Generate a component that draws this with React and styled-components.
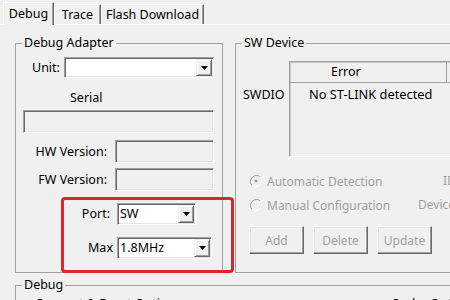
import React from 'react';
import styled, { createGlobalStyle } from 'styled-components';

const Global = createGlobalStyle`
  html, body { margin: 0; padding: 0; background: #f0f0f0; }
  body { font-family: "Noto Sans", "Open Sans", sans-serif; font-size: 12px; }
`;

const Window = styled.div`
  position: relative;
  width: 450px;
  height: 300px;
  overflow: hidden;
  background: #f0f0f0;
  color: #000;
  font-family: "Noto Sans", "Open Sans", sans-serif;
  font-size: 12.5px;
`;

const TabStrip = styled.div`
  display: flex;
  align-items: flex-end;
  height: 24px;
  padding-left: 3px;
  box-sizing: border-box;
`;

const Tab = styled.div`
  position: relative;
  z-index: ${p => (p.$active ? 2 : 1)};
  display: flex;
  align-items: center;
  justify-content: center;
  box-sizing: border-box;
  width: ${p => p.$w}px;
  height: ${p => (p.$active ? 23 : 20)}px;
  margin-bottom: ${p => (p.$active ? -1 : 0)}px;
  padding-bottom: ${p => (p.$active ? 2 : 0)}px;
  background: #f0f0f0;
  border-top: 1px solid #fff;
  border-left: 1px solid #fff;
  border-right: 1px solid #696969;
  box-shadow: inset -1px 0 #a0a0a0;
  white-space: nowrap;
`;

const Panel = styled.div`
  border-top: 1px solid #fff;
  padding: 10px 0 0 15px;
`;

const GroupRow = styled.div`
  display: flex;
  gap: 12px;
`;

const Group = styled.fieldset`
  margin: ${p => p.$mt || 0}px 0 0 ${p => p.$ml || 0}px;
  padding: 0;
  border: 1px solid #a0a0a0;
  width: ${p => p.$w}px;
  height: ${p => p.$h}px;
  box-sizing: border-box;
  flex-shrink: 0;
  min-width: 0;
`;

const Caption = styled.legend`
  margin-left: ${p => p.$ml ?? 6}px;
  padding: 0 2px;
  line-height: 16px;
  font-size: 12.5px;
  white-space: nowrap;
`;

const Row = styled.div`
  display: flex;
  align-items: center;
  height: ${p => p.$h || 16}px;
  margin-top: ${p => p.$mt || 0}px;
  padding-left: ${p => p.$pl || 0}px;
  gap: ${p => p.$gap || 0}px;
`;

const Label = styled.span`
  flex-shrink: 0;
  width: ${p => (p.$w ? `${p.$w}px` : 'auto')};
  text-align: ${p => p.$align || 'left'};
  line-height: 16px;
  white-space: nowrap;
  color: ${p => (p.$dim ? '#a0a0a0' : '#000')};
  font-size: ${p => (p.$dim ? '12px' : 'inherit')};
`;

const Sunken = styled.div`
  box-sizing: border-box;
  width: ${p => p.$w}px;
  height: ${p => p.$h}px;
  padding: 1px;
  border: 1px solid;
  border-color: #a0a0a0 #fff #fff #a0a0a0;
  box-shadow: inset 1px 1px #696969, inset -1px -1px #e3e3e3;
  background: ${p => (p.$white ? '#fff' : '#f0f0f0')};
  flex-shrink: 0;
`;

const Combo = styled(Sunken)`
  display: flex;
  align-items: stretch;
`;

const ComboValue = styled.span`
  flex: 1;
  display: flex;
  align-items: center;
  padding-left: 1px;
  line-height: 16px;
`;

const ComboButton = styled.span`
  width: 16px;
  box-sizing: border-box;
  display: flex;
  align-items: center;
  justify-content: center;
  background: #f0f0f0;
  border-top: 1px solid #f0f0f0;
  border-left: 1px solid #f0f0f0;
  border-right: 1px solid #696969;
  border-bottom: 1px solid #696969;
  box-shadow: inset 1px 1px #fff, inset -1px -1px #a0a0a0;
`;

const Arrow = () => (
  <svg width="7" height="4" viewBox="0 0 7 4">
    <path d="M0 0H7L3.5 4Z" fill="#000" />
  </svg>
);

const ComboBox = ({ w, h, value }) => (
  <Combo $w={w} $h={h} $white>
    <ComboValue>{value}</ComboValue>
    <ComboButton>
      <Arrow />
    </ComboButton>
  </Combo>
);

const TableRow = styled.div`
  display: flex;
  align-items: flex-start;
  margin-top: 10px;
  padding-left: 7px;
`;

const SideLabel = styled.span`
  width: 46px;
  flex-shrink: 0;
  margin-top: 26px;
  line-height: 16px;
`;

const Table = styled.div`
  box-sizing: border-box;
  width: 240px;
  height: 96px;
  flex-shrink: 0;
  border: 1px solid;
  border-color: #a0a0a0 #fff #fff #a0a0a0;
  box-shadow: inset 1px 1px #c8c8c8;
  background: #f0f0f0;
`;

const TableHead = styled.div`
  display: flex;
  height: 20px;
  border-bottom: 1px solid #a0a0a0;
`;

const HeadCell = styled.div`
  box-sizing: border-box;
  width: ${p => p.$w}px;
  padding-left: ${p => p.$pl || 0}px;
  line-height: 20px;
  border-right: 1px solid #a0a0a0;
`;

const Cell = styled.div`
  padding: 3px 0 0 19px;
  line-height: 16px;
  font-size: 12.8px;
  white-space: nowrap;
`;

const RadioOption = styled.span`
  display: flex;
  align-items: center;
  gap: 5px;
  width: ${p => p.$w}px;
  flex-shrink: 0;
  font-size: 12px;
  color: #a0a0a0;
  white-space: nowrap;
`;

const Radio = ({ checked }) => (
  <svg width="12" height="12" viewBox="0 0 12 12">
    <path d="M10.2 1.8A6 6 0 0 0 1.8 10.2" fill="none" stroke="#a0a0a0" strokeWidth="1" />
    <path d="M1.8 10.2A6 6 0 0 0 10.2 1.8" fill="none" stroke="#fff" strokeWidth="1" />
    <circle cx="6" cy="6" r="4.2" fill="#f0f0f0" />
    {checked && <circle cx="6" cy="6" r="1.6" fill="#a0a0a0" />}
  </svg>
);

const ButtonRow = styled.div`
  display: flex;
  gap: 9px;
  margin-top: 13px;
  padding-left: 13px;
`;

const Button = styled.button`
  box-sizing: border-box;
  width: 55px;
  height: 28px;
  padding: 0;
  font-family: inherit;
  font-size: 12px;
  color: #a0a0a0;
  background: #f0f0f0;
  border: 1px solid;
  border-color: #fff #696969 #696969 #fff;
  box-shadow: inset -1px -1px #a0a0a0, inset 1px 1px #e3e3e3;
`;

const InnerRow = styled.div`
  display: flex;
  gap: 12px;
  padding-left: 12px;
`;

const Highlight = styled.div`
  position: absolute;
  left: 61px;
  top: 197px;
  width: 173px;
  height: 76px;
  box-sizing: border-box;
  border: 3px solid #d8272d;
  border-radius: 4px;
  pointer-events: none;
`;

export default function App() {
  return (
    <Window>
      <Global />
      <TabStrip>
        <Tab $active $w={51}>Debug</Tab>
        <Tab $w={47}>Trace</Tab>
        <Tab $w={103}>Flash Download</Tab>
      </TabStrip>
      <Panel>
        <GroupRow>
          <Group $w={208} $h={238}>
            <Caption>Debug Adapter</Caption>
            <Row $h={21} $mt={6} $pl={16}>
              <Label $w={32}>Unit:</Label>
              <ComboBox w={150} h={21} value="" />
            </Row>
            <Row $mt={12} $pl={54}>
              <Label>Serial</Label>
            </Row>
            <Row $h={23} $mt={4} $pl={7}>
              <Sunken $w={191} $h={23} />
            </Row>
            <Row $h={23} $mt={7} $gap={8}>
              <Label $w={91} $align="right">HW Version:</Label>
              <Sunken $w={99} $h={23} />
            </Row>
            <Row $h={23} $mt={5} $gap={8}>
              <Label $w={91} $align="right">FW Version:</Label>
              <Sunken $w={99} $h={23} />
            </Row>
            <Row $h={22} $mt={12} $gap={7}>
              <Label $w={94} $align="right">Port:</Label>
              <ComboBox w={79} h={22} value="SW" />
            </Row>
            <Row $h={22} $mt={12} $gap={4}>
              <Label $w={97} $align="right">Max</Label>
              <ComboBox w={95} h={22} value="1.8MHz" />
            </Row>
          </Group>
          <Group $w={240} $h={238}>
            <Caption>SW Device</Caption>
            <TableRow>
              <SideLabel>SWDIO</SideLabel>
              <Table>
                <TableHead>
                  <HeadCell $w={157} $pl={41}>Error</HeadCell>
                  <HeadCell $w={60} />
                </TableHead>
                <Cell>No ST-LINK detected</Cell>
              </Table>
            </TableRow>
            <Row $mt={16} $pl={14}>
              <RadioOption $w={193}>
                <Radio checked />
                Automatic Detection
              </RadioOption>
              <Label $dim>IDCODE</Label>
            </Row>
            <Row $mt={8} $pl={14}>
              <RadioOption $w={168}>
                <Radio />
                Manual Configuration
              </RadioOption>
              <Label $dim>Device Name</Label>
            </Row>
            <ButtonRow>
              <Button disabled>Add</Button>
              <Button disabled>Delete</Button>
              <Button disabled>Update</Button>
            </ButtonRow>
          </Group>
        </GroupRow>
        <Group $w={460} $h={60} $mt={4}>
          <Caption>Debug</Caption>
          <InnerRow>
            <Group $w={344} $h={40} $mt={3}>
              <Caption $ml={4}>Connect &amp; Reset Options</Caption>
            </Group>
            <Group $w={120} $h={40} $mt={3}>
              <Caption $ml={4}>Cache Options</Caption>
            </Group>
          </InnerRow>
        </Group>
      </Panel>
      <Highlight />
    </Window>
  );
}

Your objective
Locate each line with the word "components" and copy it.

Solution
Generate a component that draws this with React and styled-components.
import styled, { createGlobalStyle } from 'styled-components';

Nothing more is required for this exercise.